Always more expensive to piece a bike together, better to buy a complete original. In regards to your question, are you asking if the bike in the pic is worth $200? Depends on year. If its a 64, then maybe. I have been on a muscle bike tangent lately. I may be selling the yellow 69 fastback soon.


----------



## Artweld (Oct 9, 2019)

DubDapper said:


> Hey everyone. So I’ve been around the sting ray world a while but more on the lowrider side and that was years ago. Wanting to finally get back into it and build a standard bike as a rider. I have a 65 frame, fork and few other parts.
> 
> The frame seems to have some brazing on it which are in the pics. I’ve been told that it was common on later frames for a reinforcement. Now I could shave that down and make the bike look like and earlier model like I want, but collecting parts seems like it’s not worth it in the end. Ill have tons of money wrapped up into a “look a like” bike that’s just a rider and not a show bike.
> 
> This bring me into my actual question. It seems prices are all over the place for a late 60s semi complete bike. I know condition and being more or less complete plays major factors. But for a bike that’s maybe missing parts and has bad paint, would $200 or less be a normal price? Any help would be awesome!View attachment 1075902View attachment 1075903View attachment 1075904



Looks like the wrong chainguard for a 65. Should probably have a wing tip style [emoji106]

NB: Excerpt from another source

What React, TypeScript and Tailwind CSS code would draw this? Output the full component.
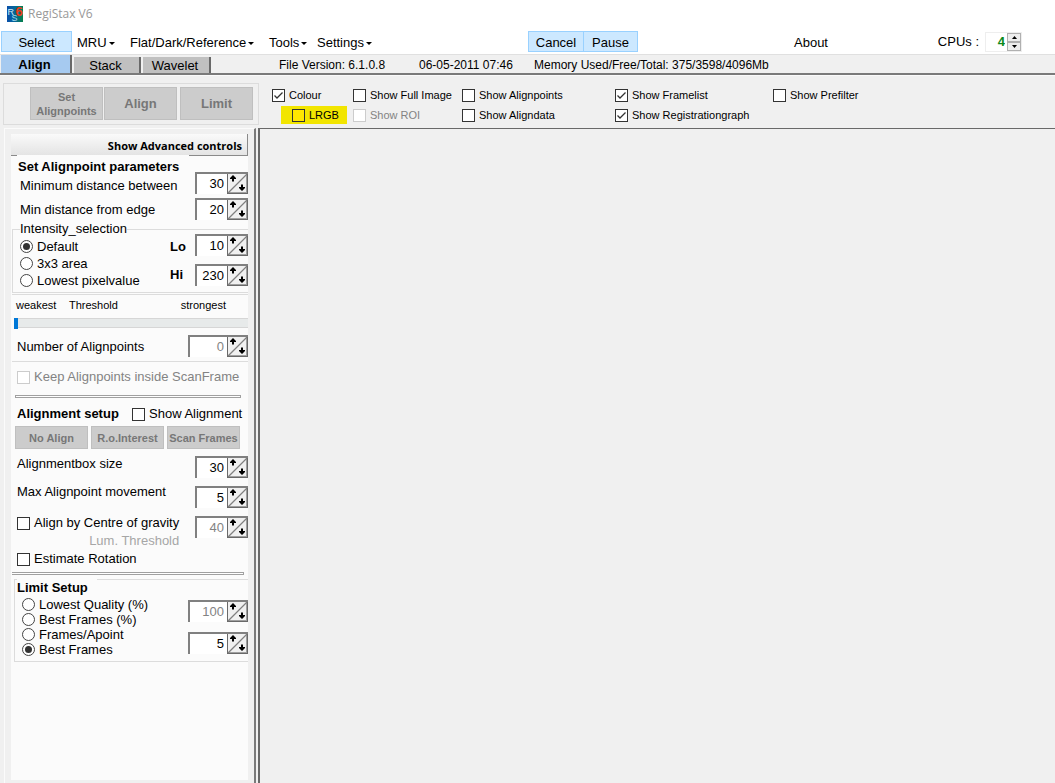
import React, { useId } from "react";

const cx = (...parts: (string | undefined | false)[]) => parts.filter(Boolean).join(" ");

function Logo() {
  return (
    <svg width="16" height="16" viewBox="0 0 16 16" aria-hidden="true">
      <defs>
        <linearGradient id="logo-bg" x1="0" x2="1" y1="0" y2="0">
          <stop offset="0" stopColor="#0a4fa8" />
          <stop offset="0.5" stopColor="#04689a" />
          <stop offset="1" stopColor="#068048" />
        </linearGradient>
      </defs>
      <rect width="16" height="16" fill="url(#logo-bg)" />
      <g fontFamily="Liberation Sans, sans-serif">
        <text x="0.5" y="9" fontSize="9" fill="#d6ecf5">R</text>
        <text x="4.5" y="15" fontSize="9" fill="#a9dcec">S</text>
        <text x="8.500" y="10" fontSize="13" fontWeight="bold" fill="#f03a18">6</text>
      </g>
    </svg>
  );
}

function Caret() {
  return (
    <svg width="6" height="3" viewBox="0 0 6 3" aria-hidden="true">
      <path d="M0 0h6L3 3z" fill="#000" />
    </svg>
  );
}

function MenuButton({ children, caret, className }: { children: React.ReactNode; caret?: boolean; className?: string }) {
  return (
    <button className={cx("flex h-5 shrink-0 items-center gap-[2px] whitespace-nowrap", className)}>
      {children}
      {caret && <Caret />}
    </button>
  );
}

function BlueButton({ children, className }: { children: React.ReactNode; className: string }) {
  return (
    <button className={cx("h-[21px] shrink-0 border border-[#99d1ff] bg-[#cce8ff] pt-[2px]", className)}>{children}</button>
  );
}

type CheckProps = {
  label: string;
  checked?: boolean;
  disabled?: boolean;
  yellow?: boolean;
  className?: string;
};

function Check({ label, checked, disabled, yellow, className }: CheckProps) {
  return (
    <label className={cx("flex items-center gap-1 whitespace-nowrap", disabled && "text-[#838383]", className)}>
      <span className="grid shrink-0">
        <input
          type="checkbox"
          defaultChecked={checked}
          disabled={disabled}
          className={cx(
            "peer col-start-1 row-start-1 size-[13px] appearance-none border",
            disabled ? "border-[#cccccc]" : "border-[#333333]",
            yellow ? "bg-[#ffe600]" : "bg-white",
          )}
        />
        <svg
          className="pointer-events-none col-start-1 row-start-1 hidden peer-checked:block"
          width="13"
          height="13"
          viewBox="0 0 13 13"
          aria-hidden="true"
        >
          <path d="M2.500 6.500L5 9L10.500 3.500" fill="none" stroke="#333" strokeWidth="1.300" />
        </svg>
      </span>
      {label}
    </label>
  );
}

function Radio({ name, label, checked, className }: { name: string; label: string; checked?: boolean; className: string }) {
  return (
    <label className={cx("flex items-center gap-1 whitespace-nowrap", className)}>
      <input
        type="radio"
        name={name}
        defaultChecked={checked}
        className="grid size-[13px] shrink-0 appearance-none place-items-center rounded-full border border-[#444444] bg-white before:hidden before:size-[7px] before:rounded-full before:bg-[#333333] checked:before:block"
      />
      {label}
    </label>
  );
}

type SpinProps = { id?: string; label?: string; value: number; disabled?: boolean; wide?: boolean };

function Spin({ id, label, value, disabled, wide }: SpinProps) {
  return (
    <span
      className={cx(
        "flex h-[22px] shrink-0 border-t-2 border-l-2 border-[#808080] bg-white",
        wide ? "w-[60px]" : "w-[53px]",
      )}
    >
      <input
        id={id}
        aria-label={label}
        type="text"
        defaultValue={value}
        disabled={disabled}
        className={cx("h-[18px] w-0 min-w-0 flex-1 bg-white pr-[3px] text-right outline-none", disabled ? "text-[#838383]" : "text-black")}
      />
      <span className="relative flex h-5 w-[21px] shrink-0 bg-[#f0f0f0]">
        <svg className="pointer-events-none absolute inset-0" width="21" height="20" viewBox="0 0 21 20" aria-hidden="true">
          <path d="M0.500 0V20" stroke="#696969" />
          <path d="M19.500 0V19M1 18.500H20" stroke="#a0a0a0" />
          <path d="M20.500 0V20M1 19.500H21" stroke="#696969" />
          <path d="M1 19L20 0" stroke="#808080" strokeWidth="1.200" />
          <path d="M6 1L9 4V5H7V7.500H5V5H3V4z" fill="#000" />
          <path d="M15 17L18 14V13H16V10.500H14V13H12V14z" fill="#000" />
        </svg>
        <button aria-label="Increase" className="flex-1" />
        <button aria-label="Decrease" className="flex-1" />
      </span>
    </span>
  );
}

function SpinRow({ label, value, className, labelClass }: { label: string; value: number; className: string; labelClass?: string }) {
  const id = useId();
  return (
    <div className={cx("flex items-start justify-between", className)}>
      <label htmlFor={id} className={cx("whitespace-nowrap leading-4", labelClass)}>
        {label}
      </label>
      <Spin id={id} value={value} />
    </div>
  );
}

function GreyButton({ children, className }: { children: React.ReactNode; className: string }) {
  return (
    <button disabled className={cx("shrink-0 whitespace-nowrap border border-[#bfbfbf] bg-[#cccccc] font-bold text-[#777777]", className)}>
      {children}
    </button>
  );
}

function DoubleRule({ className }: { className: string }) {
  return <div className={cx("h-[3px] border-y border-r border-[#a0a0a0] bg-white", className)} />;
}

function TopBar() {
  return (
    <header className="bg-white">
      <div className="flex h-[29px] items-center gap-[5px] pb-[2px] pl-[7px] font-['Open_Sans',sans-serif] text-[12px] text-[#999999]">
        <Logo />
        <h1>RegiStax V6</h1>
      </div>
      <nav className="flex h-[26px] items-start border-b border-[#e0e0e0] pl-px pt-[2px]">
        <BlueButton className="w-[71px]">Select</BlueButton>
        <div className="flex w-[456px] shrink-0 pl-[5px] pt-[2px]">
          <MenuButton caret className="w-[53px]">MRU</MenuButton>
          <MenuButton caret className="w-[139px]">Flat/Dark/Reference</MenuButton>
          <MenuButton caret className="w-[48px]">Tools</MenuButton>
          <MenuButton caret>Settings</MenuButton>
        </div>
        <BlueButton className="w-14">Cancel</BlueButton>
        <BlueButton className="-ml-px w-[55px]">Pause</BlueButton>
        <MenuButton className="ml-[156px] mt-[2px]">About</MenuButton>
        <div className="ml-auto mr-[33px] mt-px flex shrink-0 items-center gap-[6px]">
          <label htmlFor="cpus">CPUs :</label>
          <span className="flex h-5 w-[37px] border border-[#eeeeee] bg-white">
            <input id="cpus" type="text" defaultValue="4" className="w-0 flex-1 pr-[2px] text-right font-bold text-[#0a8a1a] outline-none" />
            <span className="flex w-[14px] flex-col">
              <button aria-label="More CPUs" className="grid flex-1 place-items-center border border-[#b0b0b0] bg-[#eeeeee]">
                <svg width="5" height="3" viewBox="0 0 5 3"><path d="M0 3h5L2.500 0z" /></svg>
              </button>
              <button aria-label="Fewer CPUs" className="grid flex-1 place-items-center border border-[#b0b0b0] bg-[#eeeeee]">
                <svg width="5" height="3" viewBox="0 0 5 3"><path d="M0 0h5L2.500 3z" /></svg>
              </button>
            </span>
          </span>
        </div>
      </nav>
    </header>
  );
}

function TabStrip() {
  return (
    <div className="flex h-5 items-end gap-[2px] border-b-2 border-[#7a7a7a] pl-px">
      <button className="h-[18px] w-[71px] shrink-0 border-r-2 border-[#696969] bg-[#a6caf0] pr-[2px] pt-px font-bold">Align</button>
      <button className="h-4 w-[67px] shrink-0 border-r-2 border-[#696969] bg-[#c0c0c0] pr-[2px] pt-[2px] leading-[14px]">Stack</button>
      <button className="h-4 w-[68px] shrink-0 border-r-2 border-[#696969] bg-[#c0c0c0] pr-[2px] pt-[2px] leading-[14px]">Wavelet</button>
      <div className="flex h-4 items-center whitespace-nowrap pl-[66px] text-xs">
        <span className="w-[140px]">File Version: 6.1.0.8</span>
        <span className="w-[115px]">06-05-2011 07:46</span>
        <span>Memory Used/Free/Total: 375/3598/4096Mb</span>
      </div>
    </div>
  );
}

function Toolbar() {
  return (
    <div className="flex h-[53px] items-start border-t border-[#fafafa] pl-[3px]">
      <div className="mt-[7px] flex h-[42px] w-[256px] shrink-0 items-start border border-[#dcdcdc] pl-[26px] pt-[3px]">
        <GreyButton className="h-[33px] w-[73px] text-[11px] leading-[14px]">
          Set
          <br />
          Alignpoints
        </GreyButton>
        <GreyButton className="ml-px h-[33px] w-[73px]">Align</GreyButton>
        <GreyButton className="ml-[3px] h-[33px] w-[73px]">Limit</GreyButton>
      </div>
      <div className="ml-[13px] mt-[9px] grid grid-cols-[81px_109px_153px_158px_auto] grid-rows-[20px_20px] items-center text-[11px]">
        <Check label="Colour" checked />
        <Check label="Show Full Image" />
        <Check label="Show Alignpoints" />
        <Check label="Show Framelist" checked />
        <Check label="Show Prefilter" />
        <Check label="LRGB" yellow className="ml-[9px] h-[18px] w-[66px] bg-[#f2e500] pl-[11px]" />
        <Check label="Show ROI" disabled />
        <Check label="Show Aligndata" />
        <Check label="Show Registrationgraph" checked />
      </div>
    </div>
  );
}

function IntensityGroup() {
  return (
    <fieldset className="ml-px h-[72px] border border-r-0 border-[#dcdcdc] pl-[7px]">
      <legend className="leading-4">Intensity_selection</legend>
      <div className="-mt-[3px] flex justify-between">
        <div className="pt-[4px]">
          <Radio name="intensity" label="Default" checked className="h-[17px]" />
          <Radio name="intensity" label="3x3 area" className="h-[17px]" />
          <Radio name="intensity" label="Lowest pixelvalue" className="h-[17px]" />
        </div>
        <div className="w-[78px]">
          <SpinRow label="Lo" value={10} labelClass="pt-[5px] font-bold" className="h-[30px]" />
          <SpinRow label="Hi" value={230} labelClass="pt-[3px] font-bold" className="h-[22px]" />
        </div>
      </div>
    </fieldset>
  );
}

function LimitGroup() {
  return (
    <fieldset className="ml-[3px] mt-[4px] h-[83px] border border-r-0 border-[#dcdcdc]">
      <legend className="float-left -mt-px ml-[2px] w-[80px] bg-[#fbfbfb] pt-px font-bold leading-4">Limit Setup</legend>
      <div className="clear-left flex justify-between pl-[7px]">
        <div className="pt-px">
          <Radio name="limit" label="Lowest Quality (%)" className="h-[15px]" />
          <Radio name="limit" label="Best Frames (%)" className="h-[15px]" />
          <Radio name="limit" label="Frames/Apoint" className="h-[15px]" />
          <Radio name="limit" label="Best Frames" checked className="h-[15px]" />
        </div>
        <div className="flex flex-col gap-[10px] pt-[4px]">
          <Spin label="Percentage" value={100} disabled wide />
          <Spin label="Frame count" value={5} wide />
        </div>
      </div>
    </fieldset>
  );
}

function Sidebar() {
  return (
    <aside className="flex w-[252px] shrink-0 border-l border-t border-[#fbfbfb] border-r-2 border-r-[#7a7a7a] pl-[6px] pr-[6px] pt-[5px] pb-[3px]">
      <div className="flex w-full flex-col bg-[#fbfbfb]">
        <button className="h-[22px] shrink-0 border-b border-r border-[#8a8a8a] bg-gradient-to-b from-[#fafafa] to-[#e4e4e4] pr-[5px] pt-[3px] text-right font-['Open_Sans',sans-serif] text-[11px] font-bold leading-[18px]">
          Show Advanced controls
        </button>
        <h2 className="relative -mt-px ml-[6px] w-[172px] whitespace-nowrap bg-[#fbfbfb] pl-px pt-[4px] font-bold leading-4">
          Set Alignpoint parameters
        </h2>
        <SpinRow label="Minimum distance between" value={30} className="-mt-[3px] h-[26px] pl-[9px]" labelClass="pt-[6px]" />
        <SpinRow label="Min distance from edge" value={20} className="h-[23px] pl-[9px]" labelClass="pt-[4px]" />
        <IntensityGroup />
        <div className="ml-px mt-px h-px bg-[#dcdcdc]" />
        <div className="mt-[2px] flex pl-[5px] pr-[22px] text-[11px] leading-4">
          <span className="w-[53px]">weakest</span>
          <label htmlFor="threshold">Threshold</label>
          <span className="ml-auto">strongest</span>
        </div>
        <input
          id="threshold"
          type="range"
          defaultValue={0}
          className="ml-[3px] mt-[5px] h-[10px] appearance-none border-y border-[#d6d6d6] bg-[#e7eaea] [&::-webkit-slider-thumb]:h-[11px] [&::-webkit-slider-thumb]:w-1 [&::-webkit-slider-thumb]:appearance-none [&::-webkit-slider-thumb]:bg-[#0078d7]"
        />
        <div className="mt-[7px] flex items-center justify-between pl-[6px]">
          <label htmlFor="count" className="pt-[2px]">Number of Alignpoints</label>
          <Spin id="count" value={0} disabled wide />
        </div>
        <div className="ml-px mt-[4px] h-px bg-[#dcdcdc]" />
        <Check label="Keep Alignpoints inside ScanFrame" disabled className="mt-[7px] h-4 pl-[6px]" />
        <DoubleRule className="ml-[4px] mr-[7px] mt-[10px] border-l" />
        <div className="mt-[8px] flex h-4 items-center pl-[6px]">
          <h2 className="w-[115px] font-bold">Alignment setup</h2>
          <Check label="Show Alignment" />
        </div>
        <div className="mt-[4px] flex gap-[3px] pl-[4px] text-[11px]">
          <GreyButton className="h-[23px] w-[73px]">No Align</GreyButton>
          <GreyButton className="h-[23px] w-[73px]">R.o.Interest</GreyButton>
          <GreyButton className="h-[23px] w-[73px]">Scan Frames</GreyButton>
        </div>
        <SpinRow label="Alignmentbox size" value={30} className="mt-[7px] h-[30px] pl-[6px]" />
        <SpinRow label="Max Alignpoint movement" value={5} className="h-[30px] pl-[6px]" labelClass="-mt-[2px]" />
        <div className="flex h-[34px] items-start justify-between pl-[6px]">
          <div className="-mt-px">
            <Check label="Align by Centre of gravity" className="h-4" />
            <p className="text-right leading-5 text-[#a6a6a6]">Lum. Threshold</p>
          </div>
          <Spin label="Lum. Threshold" value={40} disabled />
        </div>
        <Check label="Estimate Rotation" className="mt-px h-4 pl-[6px]" />
        <DoubleRule className="ml-px mr-[4px] mt-[5px]" />
        <LimitGroup />
      </div>
    </aside>
  );
}

export default function App() {
  return (
    <div className="flex min-h-screen flex-col bg-[#f0f0f0] font-['Liberation_Sans',Arial,sans-serif] text-[13px] leading-4 text-black">
      <TopBar />
      <TabStrip />
      <Toolbar />
      <div className="flex flex-1 pl-1">
        <Sidebar />
        <main className="ml-[2px] flex-1 border-l-2 border-t border-[#696969]" />
      </div>
    </div>
  );
}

Sent from my LG-TP260 using Tapatalk


----------



## unregistered (Oct 9, 2019)

I'd be curious to know your serial number cause that's the style and exact location of factory re-enforcement seen on late 1970s Scramblers.


----------



## DubDapper (Oct 9, 2019)

I messed up the post. It’s a 75 frame! Damn typos! I know the chain guard is incorrect as it also doesn’t fit well at all. I paid $70 for it years ago as you see it in the last picture. At this point unless I can find something local to build besides this one, I may be selling. I would love to find one that is more late 60s and half way complete or with some incorrect parts, to build off of. Just seems that most people want all the money for them........yet they seem to be for sale all over.


----------



## unregistered (Oct 10, 2019)

Agreed, starting from this would be a bitch and very expensive. 
Keep your eyes peeled on Craigslist, Facebook marketplace, etc. Living in a big metro like you do, odds are in your favor for something to pop up. Also, make offers on stuff you see listed, someone's bound to take you up on it...


----------